Richardson's novels, like his conduct manuals, are overtly concerned with the improvement of morals and manners. But unlike the Society for the Reformation of Manners and other, similar, eighteenth-century reform movements, Richardson directs his attention to words rather than deeds. The Familiar Letters teach his possibly unlettered, definitely uneloquent readers how best to express themselves in a variety of social situations. Richardson believes that the right words will inspire correct conduct. His novels, like the Familiar Letters, provide readers with the right language for Georgian London and thereby model how one should behave in the mid-eighteenth century. They also demonstrate the performative power of language, from Pamela's journal's surprising effect on Mr. B.'s character to the power of Sir Charles Grandison's admonitory letters to correct congenital character flaws. The novelist's rejection of the theater and the heroic mode therefore becomes the cornerstone of his reformation project, for Richardson believed that the unnatural language of the theater's heroic mode produced unnatural actions, both onstage and off.

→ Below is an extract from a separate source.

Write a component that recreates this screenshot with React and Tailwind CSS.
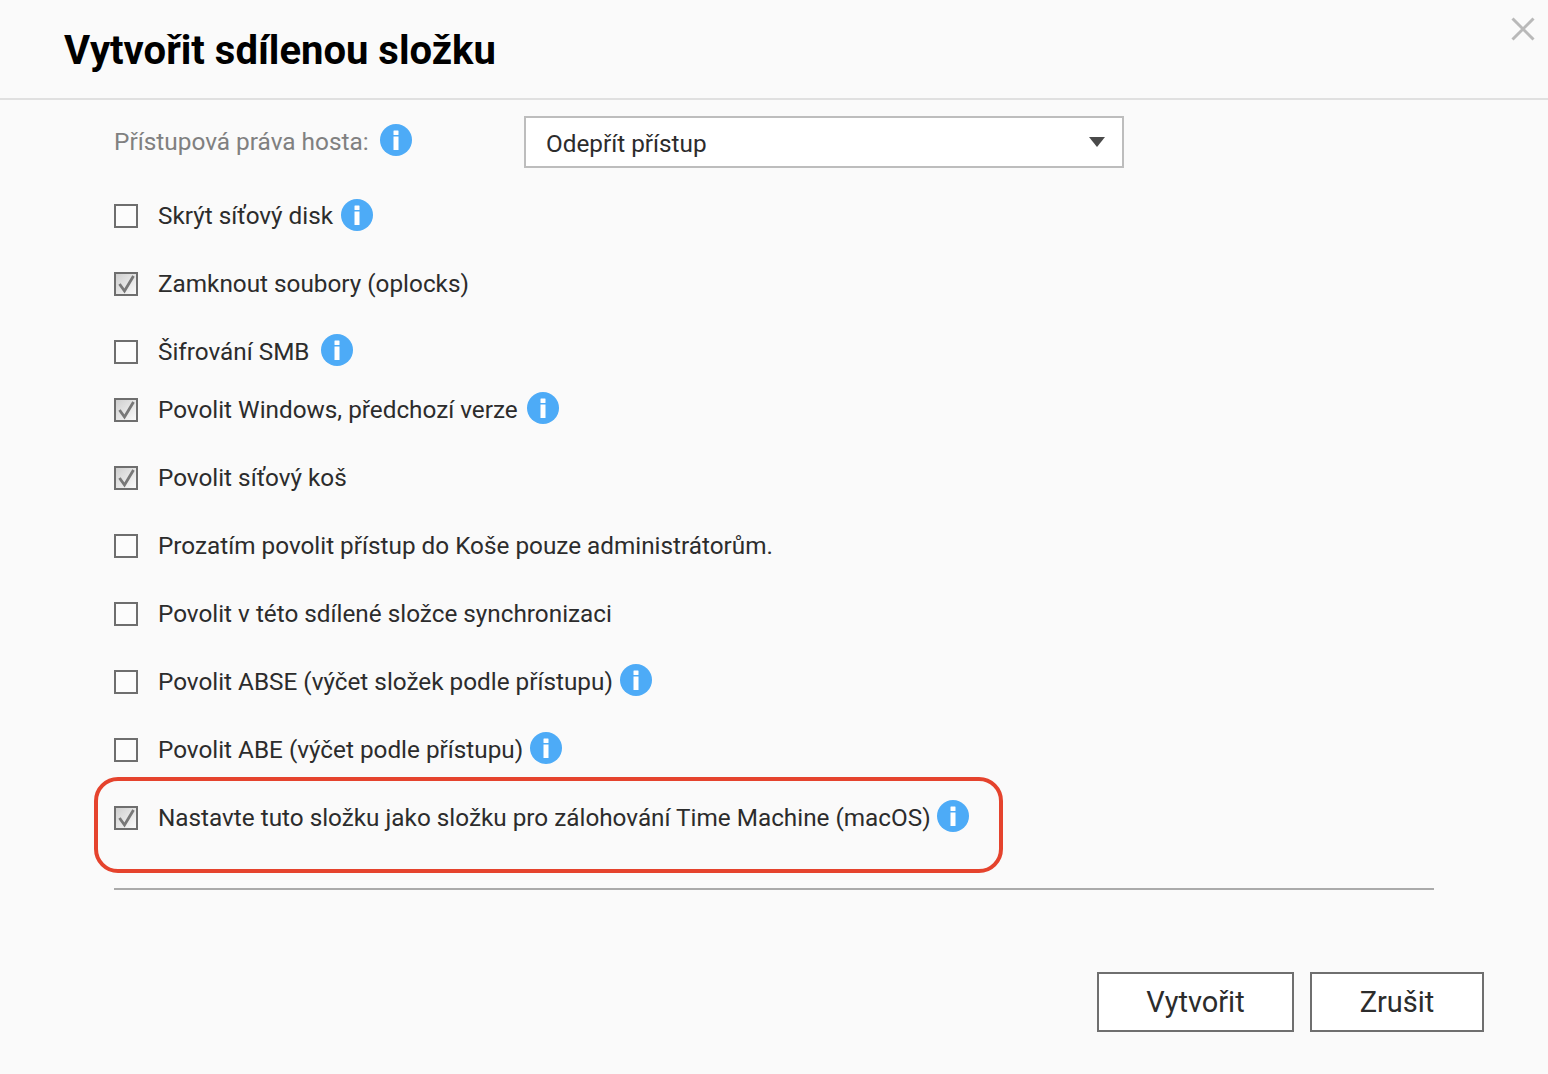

Hyperbole and rant, double entendre and bawdy songs inflamed the senses and encouraged (Jacobite) rebellion. Even beyond its incendiary nature, stage language celebrated an aesthetic and ideology at odds with mid-eighteenth-century social reality.

While the Hanoverian Succession had erased the last vestiges of the culture of Stuart rule, the Georgian stage was still reenacting the Restoration, even though the recent rebellion had made the idea of a second Stuart Restoration an immediate and real threat. Dryden's heroic celebrations of the Stuart monarchy were still in the standard repertory, although they were somewhat counterbalanced by the slough of farces and parodies of the Jacobite myth produced during the 1740s.2 By exposing the aesthetic and ideological inadequacies of Restoration heroic drama, Richardson brings the genre, its characters, and the king and culture it supported, into question.

Because Richardson, as both novelist and moralist, wanted to destroy the Restoration stage and his contemporaries' taste for its productions, Lovelace could not be rehabilitated-à la Pamela's Mr. B.-but must be made to pay for his crimes with his life.3 Lovelace the dramatist functions as the novelist's scapegoat for all the excesses and evils of the stage, particularly those of the heroic, as delineated by the Whig and anti-Jacobite propagandists of the preceding sixty years. Having created this effigy, the novelist then ritually sacrifices his rival author, clearing the stage for Clarissa's sublime tragedy and novel heroism. Thus, Clarissa enacts the succession from Stuart theatrics to the Georgian novel. The elevated language of heroic drama and dramatic novels like Congreve's Incognita (1691) promoted and upheld a courtly Restoration ethos; conversely, the natural and idiomatic language of Richardson's novels places them squarely in Georgian London. Richardson combats the mythic sweep of Dryden's heroic spectaculars with the minutia of reported speech and dress: his is the epic of the everyday.